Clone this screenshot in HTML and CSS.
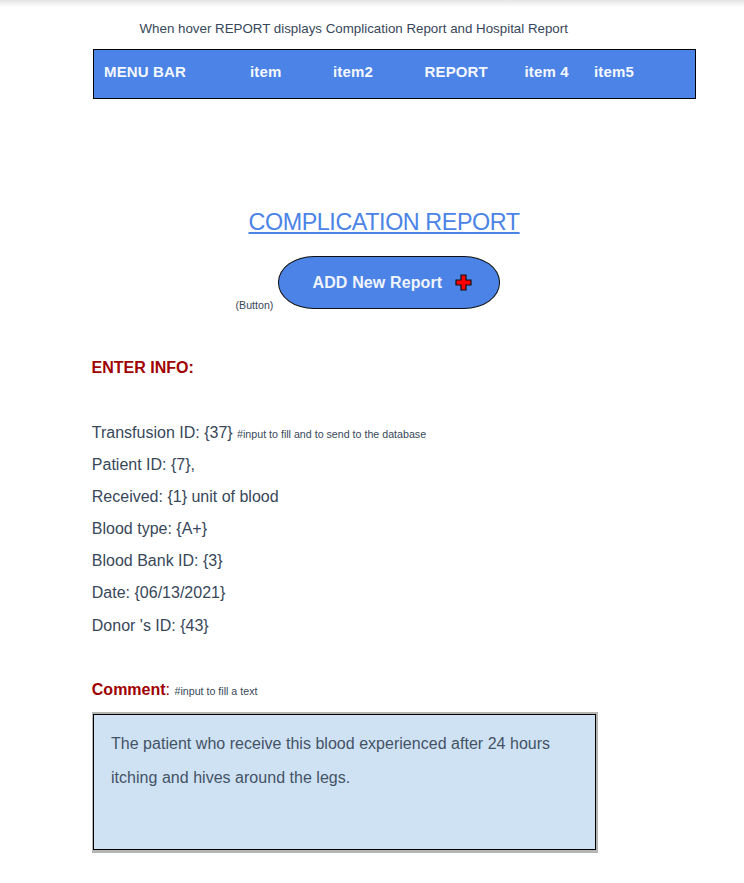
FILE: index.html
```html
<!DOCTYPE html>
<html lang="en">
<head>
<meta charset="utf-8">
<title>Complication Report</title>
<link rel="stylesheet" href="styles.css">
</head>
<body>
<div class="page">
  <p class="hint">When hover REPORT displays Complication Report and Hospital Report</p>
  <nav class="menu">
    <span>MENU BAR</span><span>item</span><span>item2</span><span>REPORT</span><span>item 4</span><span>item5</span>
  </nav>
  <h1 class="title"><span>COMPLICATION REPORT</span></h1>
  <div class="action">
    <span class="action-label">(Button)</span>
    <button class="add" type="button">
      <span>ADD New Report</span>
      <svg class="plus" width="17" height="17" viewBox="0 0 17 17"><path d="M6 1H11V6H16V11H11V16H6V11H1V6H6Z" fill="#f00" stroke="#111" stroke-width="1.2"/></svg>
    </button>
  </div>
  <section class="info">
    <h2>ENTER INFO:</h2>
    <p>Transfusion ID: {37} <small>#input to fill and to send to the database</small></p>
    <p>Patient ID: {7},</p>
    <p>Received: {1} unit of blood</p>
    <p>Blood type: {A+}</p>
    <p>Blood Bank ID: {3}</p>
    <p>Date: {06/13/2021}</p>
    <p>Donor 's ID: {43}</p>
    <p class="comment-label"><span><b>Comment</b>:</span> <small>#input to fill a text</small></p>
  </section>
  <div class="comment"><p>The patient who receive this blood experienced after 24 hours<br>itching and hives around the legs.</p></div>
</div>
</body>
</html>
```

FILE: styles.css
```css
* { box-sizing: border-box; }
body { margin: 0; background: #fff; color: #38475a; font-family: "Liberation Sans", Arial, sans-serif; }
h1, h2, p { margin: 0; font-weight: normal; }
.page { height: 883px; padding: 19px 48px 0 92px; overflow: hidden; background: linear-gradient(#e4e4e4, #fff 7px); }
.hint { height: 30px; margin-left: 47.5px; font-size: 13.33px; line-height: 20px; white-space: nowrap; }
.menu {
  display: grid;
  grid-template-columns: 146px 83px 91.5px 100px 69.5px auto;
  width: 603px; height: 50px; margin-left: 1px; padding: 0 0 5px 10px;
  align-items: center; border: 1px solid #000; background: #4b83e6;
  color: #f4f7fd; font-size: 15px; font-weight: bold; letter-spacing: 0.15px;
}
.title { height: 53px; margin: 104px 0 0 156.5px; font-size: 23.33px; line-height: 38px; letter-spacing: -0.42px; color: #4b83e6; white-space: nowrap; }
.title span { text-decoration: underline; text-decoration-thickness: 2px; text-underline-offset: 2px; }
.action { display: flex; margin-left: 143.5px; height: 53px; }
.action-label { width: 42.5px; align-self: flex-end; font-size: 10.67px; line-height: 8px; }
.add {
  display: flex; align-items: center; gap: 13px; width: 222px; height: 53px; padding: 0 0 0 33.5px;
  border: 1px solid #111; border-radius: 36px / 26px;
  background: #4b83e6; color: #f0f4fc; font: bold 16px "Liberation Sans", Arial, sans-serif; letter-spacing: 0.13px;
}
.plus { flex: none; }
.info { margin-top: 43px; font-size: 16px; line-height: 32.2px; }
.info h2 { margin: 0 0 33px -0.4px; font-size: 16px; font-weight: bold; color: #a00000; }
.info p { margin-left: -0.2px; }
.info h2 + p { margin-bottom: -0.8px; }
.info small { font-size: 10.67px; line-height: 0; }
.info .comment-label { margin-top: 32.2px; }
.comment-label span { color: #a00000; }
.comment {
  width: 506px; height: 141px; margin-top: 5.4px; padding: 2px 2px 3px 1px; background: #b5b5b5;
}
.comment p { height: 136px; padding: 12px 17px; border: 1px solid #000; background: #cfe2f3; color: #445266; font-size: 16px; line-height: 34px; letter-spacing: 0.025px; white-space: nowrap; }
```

§ **EXERCISE PROMPT**
Pick out the lines that include the word "this" and write them out.

§ **COMPLETE ANSWER**
Clone this screenshot in HTML and CSS.
  <div class="comment"><p>The patient who receive this blood experienced after 24 hours<br>itching and hives around the legs.</p></div>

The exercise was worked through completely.